For those who feel they are too novice to be proficient in the courtroom, I would submit that regardless of the length or breadth of your curriculum vitae, there are ways you can substantially enhance your capabilities on the stand through simple pretrial preparation: articulate the clinical rationales for the decisions you make with patients; discuss the ways in which your role is grounded in nursing; prepare to be an effective teacher by ensuring you can explain jargon and complex concepts; identify the supporting science for opinions you will be providing and, if it exists, any science that challenges all or part of your opinion (and why it does not apply in this case), and, most importantly, read. Reading is not an optional aspect of forensic nursing practice. Reading ensures that we are able to grow our practices as the science develops and evolves. It allows us to improve on patient care practices, implement enhanced techniques for evidence collection and injury identification, refine our understanding and expectations in medical-forensic examination findings, and yes-testify more accurately and with greater clarity as the body of science that guides our work continues to take shape.

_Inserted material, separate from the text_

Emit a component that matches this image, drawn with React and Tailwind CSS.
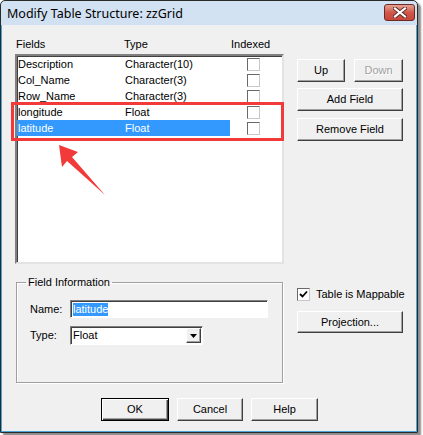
import React from "react";

const font = { fontFamily: '"Liberation Sans", Arial, sans-serif' };

const Btn = ({ children, className = "", disabled }) => (
  <div
    className={`flex items-center justify-center whitespace-nowrap font-normal bg-[#f0f0f0] border border-t-white border-l-white border-r-[#404040] border-b-[#404040] shadow-[inset_-1px_-1px_0_#a0a0a0] text-[11px] leading-none ${
      disabled ? "text-[#a0a0a0] [text-shadow:1px_1px_0_#fff]" : "text-black"
    } ${className}`}
  >
    {children}
  </div>
);

const Box = ({ checked }) => (
  <div className="w-[13px] h-[13px] shrink-0 bg-white border border-t-[#696969] border-l-[#696969] border-r-[#c8c8c8] border-b-[#c8c8c8] flex items-center justify-center">
    {checked && (
      <svg width="9" height="9" viewBox="0 0 9 9">
        <path d="M1 4 L3.5 6.5 L8 1.5" stroke="#000" strokeWidth="1.8" fill="none" />
      </svg>
    )}
  </div>
);

const rows = [
  ["Description", "Character(10)"],
  ["Col_Name", "Character(3)"],
  ["Row_Name", "Character(3)"],
  ["longitude", "Float"],
  ["latitude", "Float", true],
];

const App = () => {
  return (
    <div className="w-[423px] h-[435px] bg-white" style={font}>
      <div className="relative w-[418px] h-[433px] flex flex-col border border-[#2a2a2a] rounded-t-[5px] bg-gradient-to-b from-[#d3e2f2] to-[#b9d1ea] shadow-[3px_3px_2px_rgba(0,0,0,0.45)]">
        {/* Title bar */}
        <div className="h-[24px] flex items-center justify-between pl-[6px] pr-[2px]">
          <span className="text-[12.5px] text-black mt-[2px]" style={{ fontFamily: '"Noto Sans", "Liberation Sans", sans-serif' }}>
            Modify Table Structure: zzGrid
          </span>
          <div className="w-[31px] h-[17px] mt-[-2px] rounded-[3px] border border-[#6b2a22] bg-gradient-to-b from-[#e5a396] via-[#d0574a] to-[#c8463a] flex items-center justify-center">
            <svg width="14" height="11" viewBox="0 0 14 11">
              <path d="M2 1.5 L12 9.5 M12 1.5 L2 9.5" stroke="#5a2a25" strokeWidth="4" strokeLinecap="square" />
              <path d="M2 1.5 L12 9.5 M12 1.5 L2 9.5" stroke="#fff" strokeWidth="2.2" strokeLinecap="square" />
            </svg>
          </div>
        </div>

        {/* Client area */}
        <div className="flex-1 flex flex-col bg-[#f0f0f0] border-l border-r border-b border-[#4da3d6] pl-[13px] pt-[12px] text-[11px] text-black">
          <div className="flex">
            {/* Left column */}
            <div className="w-[269px] flex flex-col">
              <div className="h-[14px] leading-[14px] flex">
                <span className="w-[109px] pl-[1px]">Fields</span>
                <span className="w-[107px]">Type</span>
                <span>Indexed</span>
              </div>
              <div className="mt-[3px] h-[210px] bg-white border-2 border-t-[#808080] border-l-[#808080] border-r-[#e3e3e3] border-b-[#e3e3e3] shadow-[inset_1px_1px_0_#404040]">
                {rows.map(([name, type, sel]) => (
                  <div key={name} className="h-[16px] flex items-center">
                    <div className={`w-[213px] h-[16px] flex items-center ${sel ? "bg-[#3399ff] text-white" : ""}`}>
                      <span className="w-[108px] pl-[1px]">{name}</span>
                      <span>{type}</span>
                    </div>
                    <div className="ml-[17px]">
                      <Box />
                    </div>
                  </div>
                ))}
              </div>

              <fieldset className="mt-[11px] ml-[1px] w-[267px] h-[108px] border border-[#a0a0a0] shadow-[1px_1px_0_#fff,inset_1px_1px_0_#fff] px-[13px]">
                <legend className="ml-[-4px] px-[2px] leading-[14px]">Field Information</legend>
                <div className="mt-[11px] flex items-center">
                  <span className="w-[40px]">Name:</span>
                  <div className="w-[198px] h-[18px] bg-white border border-t-[#808080] border-l-[#808080] border-r-white border-b-white shadow-[inset_1px_1px_0_#404040] flex items-center pl-[2px]">
                    <span className="bg-[#3399ff] text-white leading-[13px]">latitude</span>
                  </div>
                </div>
                <div className="mt-[8px] flex items-center">
                  <span className="w-[40px]">Type:</span>
                  <div className="w-[133px] h-[19px] bg-white border border-t-[#808080] border-l-[#808080] border-r-white border-b-white shadow-[inset_1px_1px_0_#404040] flex items-center justify-between pl-[2px] pr-[1px]">
                    <span>Float</span>
                    <div className="w-[15px] h-[15px] bg-[#f0f0f0] border border-t-white border-l-white border-r-[#404040] border-b-[#404040] shadow-[inset_-1px_-1px_0_#a0a0a0] flex items-center justify-center">
                      <svg width="7" height="4" viewBox="0 0 7 4">
                        <path d="M0 0 H7 L3.5 4 Z" fill="#000" />
                      </svg>
                    </div>
                  </div>
                </div>
              </fieldset>
            </div>

            {/* Right column */}
            <div className="ml-[13px] w-[106px] flex flex-col">
              <div className="mt-[22px] flex gap-[9px]">
                <Btn className="w-[48px] h-[23px]">Up</Btn>
                <Btn className="w-[49px] h-[23px]" disabled>
                  Down
                </Btn>
              </div>
              <Btn className="mt-[6px] h-[23px]">Add Field</Btn>
              <Btn className="mt-[7px] h-[23px]">Remove Field</Btn>
              <div className="mt-[146px] h-[14px] flex items-center gap-[6px] whitespace-nowrap">
                <Box checked />
                <span>Table is Mappable</span>
              </div>
              <Btn className="mt-[10px] h-[22px]">Projection...</Btn>
            </div>
          </div>

          {/* Bottom buttons */}
          <div className="mt-[15px] ml-[86px] flex gap-[8px]">
            <div className="w-[68px] h-[23px] flex items-center justify-center bg-[#f0f0f0] border border-black shadow-[inset_1px_1px_0_#fff,inset_-1px_-1px_0_#404040,inset_-2px_-2px_0_#a0a0a0]">
              OK
            </div>
            <Btn className="w-[66px] h-[23px]">Cancel</Btn>
            <Btn className="w-[67px] h-[23px]">Help</Btn>
          </div>
        </div>

        {/* Annotation overlays */}
        <div className="absolute left-[10px] top-[101px] w-[273px] h-[39px] border-[3px] border-[#f23a3a] pointer-events-none" />
        <svg className="absolute left-[-1px] top-[-1px] pointer-events-none" width="423" height="435">
          <polygon points="59,145 78,152 72,157 105,195 67,161 62,167" fill="#f23a3a" />
        </svg>
      </div>
    </div>
  );
};

export default App;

The definition of success for the forensic nurse in the courtroom can be confusing. Success is getting up and doing the thing when you are petrified of speaking in public, getting cross-examined, and going back for more. Success is preparing for your fortieth trial like it's your first because all patients deserve that. Success is holding fast when you are being pressed hard on the stand to just go a step farther in your opinion, although the science does not support it. Success is maintaining perspective through the process, recognizing the humanity in everyone involved in the trial, from the lives that are irrevocably changed on both sides of the courtroom to our own potential for secondary trauma, which we risk when we are repeatedly exposed to accounts of violence. Like in the clinical arena, the courtroom teaches us critical lessons each time we step foot through its doorways: There is always an opportunity for professional growth; being mentored and mentoring make us better in incalculable ways; and if we do not take care of ourselves and each other, our practice and our patients will suffer.